- Work to be completed:
Set all the material down again unchanged, without the pictures.

--------------------------------------------------

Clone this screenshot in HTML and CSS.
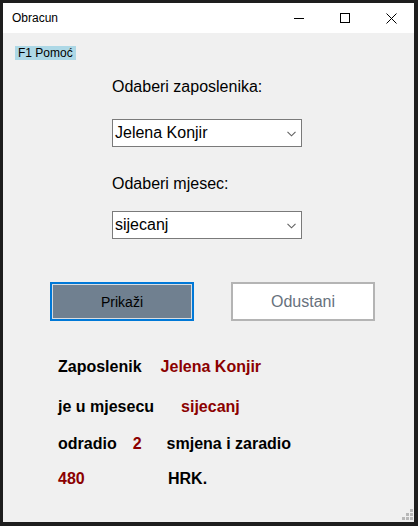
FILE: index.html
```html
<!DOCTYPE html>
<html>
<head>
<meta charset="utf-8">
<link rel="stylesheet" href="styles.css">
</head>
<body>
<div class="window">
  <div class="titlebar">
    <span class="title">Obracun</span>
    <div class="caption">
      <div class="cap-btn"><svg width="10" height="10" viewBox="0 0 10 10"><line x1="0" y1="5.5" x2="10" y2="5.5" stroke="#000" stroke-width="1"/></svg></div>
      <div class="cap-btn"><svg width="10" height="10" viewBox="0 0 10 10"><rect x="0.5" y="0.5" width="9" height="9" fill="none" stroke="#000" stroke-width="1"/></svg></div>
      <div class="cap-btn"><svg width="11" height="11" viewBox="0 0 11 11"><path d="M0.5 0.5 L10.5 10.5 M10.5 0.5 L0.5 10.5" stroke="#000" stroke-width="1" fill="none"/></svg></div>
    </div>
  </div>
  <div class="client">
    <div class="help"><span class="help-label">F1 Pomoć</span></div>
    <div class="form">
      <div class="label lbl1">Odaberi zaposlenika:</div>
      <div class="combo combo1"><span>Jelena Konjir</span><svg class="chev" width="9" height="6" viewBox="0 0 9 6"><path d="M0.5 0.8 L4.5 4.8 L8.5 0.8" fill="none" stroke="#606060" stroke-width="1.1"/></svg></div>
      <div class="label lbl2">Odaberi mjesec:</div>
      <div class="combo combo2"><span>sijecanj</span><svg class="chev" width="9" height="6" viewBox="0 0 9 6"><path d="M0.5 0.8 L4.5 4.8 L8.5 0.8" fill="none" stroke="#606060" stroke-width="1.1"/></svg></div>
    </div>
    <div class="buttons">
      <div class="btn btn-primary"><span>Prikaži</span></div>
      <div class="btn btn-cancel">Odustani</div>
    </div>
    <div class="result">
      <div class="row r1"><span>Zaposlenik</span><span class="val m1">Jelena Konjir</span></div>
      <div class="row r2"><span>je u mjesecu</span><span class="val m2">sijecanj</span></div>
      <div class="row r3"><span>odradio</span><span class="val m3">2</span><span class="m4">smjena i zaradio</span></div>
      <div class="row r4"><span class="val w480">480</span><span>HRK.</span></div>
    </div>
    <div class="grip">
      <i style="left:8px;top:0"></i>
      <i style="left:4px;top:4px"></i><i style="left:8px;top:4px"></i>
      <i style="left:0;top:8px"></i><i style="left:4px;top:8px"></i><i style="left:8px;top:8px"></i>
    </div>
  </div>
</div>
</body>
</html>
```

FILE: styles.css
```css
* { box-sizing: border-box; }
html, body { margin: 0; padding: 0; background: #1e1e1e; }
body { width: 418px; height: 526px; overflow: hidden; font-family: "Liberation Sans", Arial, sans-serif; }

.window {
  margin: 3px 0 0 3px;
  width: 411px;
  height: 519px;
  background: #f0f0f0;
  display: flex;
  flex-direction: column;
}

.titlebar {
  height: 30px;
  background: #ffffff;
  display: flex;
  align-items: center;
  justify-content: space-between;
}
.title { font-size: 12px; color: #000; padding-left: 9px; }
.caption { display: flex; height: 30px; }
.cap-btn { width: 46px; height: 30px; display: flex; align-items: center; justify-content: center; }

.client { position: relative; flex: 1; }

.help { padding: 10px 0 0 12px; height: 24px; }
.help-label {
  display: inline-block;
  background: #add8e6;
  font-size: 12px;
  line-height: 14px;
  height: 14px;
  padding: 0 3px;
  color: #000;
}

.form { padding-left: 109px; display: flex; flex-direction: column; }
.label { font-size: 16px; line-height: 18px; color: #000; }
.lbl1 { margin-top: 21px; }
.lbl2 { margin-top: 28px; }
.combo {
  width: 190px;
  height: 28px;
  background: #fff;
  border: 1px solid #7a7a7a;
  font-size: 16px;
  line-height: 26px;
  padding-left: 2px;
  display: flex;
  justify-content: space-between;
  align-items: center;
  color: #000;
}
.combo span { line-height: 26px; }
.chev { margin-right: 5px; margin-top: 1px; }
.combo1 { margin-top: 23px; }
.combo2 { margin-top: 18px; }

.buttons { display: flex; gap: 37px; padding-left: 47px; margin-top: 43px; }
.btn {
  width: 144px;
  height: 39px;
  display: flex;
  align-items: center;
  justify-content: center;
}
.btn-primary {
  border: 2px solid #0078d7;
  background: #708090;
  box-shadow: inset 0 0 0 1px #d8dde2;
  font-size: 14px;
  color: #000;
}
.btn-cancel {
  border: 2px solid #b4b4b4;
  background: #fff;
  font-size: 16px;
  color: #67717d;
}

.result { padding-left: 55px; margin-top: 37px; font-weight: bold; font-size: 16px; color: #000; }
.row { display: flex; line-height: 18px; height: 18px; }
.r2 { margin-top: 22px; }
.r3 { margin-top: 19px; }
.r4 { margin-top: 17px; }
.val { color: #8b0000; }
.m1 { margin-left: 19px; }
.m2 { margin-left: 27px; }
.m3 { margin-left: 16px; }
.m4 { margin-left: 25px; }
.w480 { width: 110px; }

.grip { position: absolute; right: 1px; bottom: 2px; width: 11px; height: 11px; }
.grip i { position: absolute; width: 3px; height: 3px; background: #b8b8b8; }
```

--------------------------------------------------

- Correct response:
Clone this screenshot in HTML and CSS.
FILE: index.html
```html
<!DOCTYPE html>
<html>
<head>
<meta charset="utf-8">
<link rel="stylesheet" href="styles.css">
</head>
<body>
<div class="window">
  <div class="titlebar">
    <span class="title">Obracun</span>
    <div class="caption">
      <div class="cap-btn"><svg width="10" height="10" viewBox="0 0 10 10"><line x1="0" y1="5.5" x2="10" y2="5.5" stroke="#000" stroke-width="1"/></svg></div>
      <div class="cap-btn"><svg width="10" height="10" viewBox="0 0 10 10"><rect x="0.5" y="0.5" width="9" height="9" fill="none" stroke="#000" stroke-width="1"/></svg></div>
      <div class="cap-btn"><svg width="11" height="11" viewBox="0 0 11 11"><path d="M0.5 0.5 L10.5 10.5 M10.5 0.5 L0.5 10.5" stroke="#000" stroke-width="1" fill="none"/></svg></div>
    </div>
  </div>
  <div class="client">
    <div class="help"><span class="help-label">F1 Pomoć</span></div>
    <div class="form">
      <div class="label lbl1">Odaberi zaposlenika:</div>
      <div class="combo combo1"><span>Jelena Konjir</span><svg class="chev" width="9" height="6" viewBox="0 0 9 6"><path d="M0.5 0.8 L4.5 4.8 L8.5 0.8" fill="none" stroke="#606060" stroke-width="1.1"/></svg></div>
      <div class="label lbl2">Odaberi mjesec:</div>
      <div class="combo combo2"><span>sijecanj</span><svg class="chev" width="9" height="6" viewBox="0 0 9 6"><path d="M0.5 0.8 L4.5 4.8 L8.5 0.8" fill="none" stroke="#606060" stroke-width="1.1"/></svg></div>
    </div>
    <div class="buttons">
      <div class="btn btn-primary"><span>Prikaži</span></div>
      <div class="btn btn-cancel">Odustani</div>
    </div>
    <div class="result">
      <div class="row r1"><span>Zaposlenik</span><span class="val m1">Jelena Konjir</span></div>
      <div class="row r2"><span>je u mjesecu</span><span class="val m2">sijecanj</span></div>
      <div class="row r3"><span>odradio</span><span class="val m3">2</span><span class="m4">smjena i zaradio</span></div>
      <div class="row r4"><span class="val w480">480</span><span>HRK.</span></div>
    </div>
    <div class="grip">
      <i style="left:8px;top:0"></i>
      <i style="left:4px;top:4px"></i><i style="left:8px;top:4px"></i>
      <i style="left:0;top:8px"></i><i style="left:4px;top:8px"></i><i style="left:8px;top:8px"></i>
    </div>
  </div>
</div>
</body>
</html>
```

FILE: styles.css
```css
* { box-sizing: border-box; }
html, body { margin: 0; padding: 0; background: #1e1e1e; }
body { width: 418px; height: 526px; overflow: hidden; font-family: "Liberation Sans", Arial, sans-serif; }

.window {
  margin: 3px 0 0 3px;
  width: 411px;
  height: 519px;
  background: #f0f0f0;
  display: flex;
  flex-direction: column;
}

.titlebar {
  height: 30px;
  background: #ffffff;
  display: flex;
  align-items: center;
  justify-content: space-between;
}
.title { font-size: 12px; color: #000; padding-left: 9px; }
.caption { display: flex; height: 30px; }
.cap-btn { width: 46px; height: 30px; display: flex; align-items: center; justify-content: center; }

.client { position: relative; flex: 1; }

.help { padding: 10px 0 0 12px; height: 24px; }
.help-label {
  display: inline-block;
  background: #add8e6;
  font-size: 12px;
  line-height: 14px;
  height: 14px;
  padding: 0 3px;
  color: #000;
}

.form { padding-left: 109px; display: flex; flex-direction: column; }
.label { font-size: 16px; line-height: 18px; color: #000; }
.lbl1 { margin-top: 21px; }
.lbl2 { margin-top: 28px; }
.combo {
  width: 190px;
  height: 28px;
  background: #fff;
  border: 1px solid #7a7a7a;
  font-size: 16px;
  line-height: 26px;
  padding-left: 2px;
  display: flex;
  justify-content: space-between;
  align-items: center;
  color: #000;
}
.combo span { line-height: 26px; }
.chev { margin-right: 5px; margin-top: 1px; }
.combo1 { margin-top: 23px; }
.combo2 { margin-top: 18px; }

.buttons { display: flex; gap: 37px; padding-left: 47px; margin-top: 43px; }
.btn {
  width: 144px;
  height: 39px;
  display: flex;
  align-items: center;
  justify-content: center;
}
.btn-primary {
  border: 2px solid #0078d7;
  background: #708090;
  box-shadow: inset 0 0 0 1px #d8dde2;
  font-size: 14px;
  color: #000;
}
.btn-cancel {
  border: 2px solid #b4b4b4;
  background: #fff;
  font-size: 16px;
  color: #67717d;
}

.result { padding-left: 55px; margin-top: 37px; font-weight: bold; font-size: 16px; color: #000; }
.row { display: flex; line-height: 18px; height: 18px; }
.r2 { margin-top: 22px; }
.r3 { margin-top: 19px; }
.r4 { margin-top: 17px; }
.val { color: #8b0000; }
.m1 { margin-left: 19px; }
.m2 { margin-left: 27px; }
.m3 { margin-left: 16px; }
.m4 { margin-left: 25px; }
.w480 { width: 110px; }

.grip { position: absolute; right: 1px; bottom: 2px; width: 11px; height: 11px; }
.grip i { position: absolute; width: 3px; height: 3px; background: #b8b8b8; }
```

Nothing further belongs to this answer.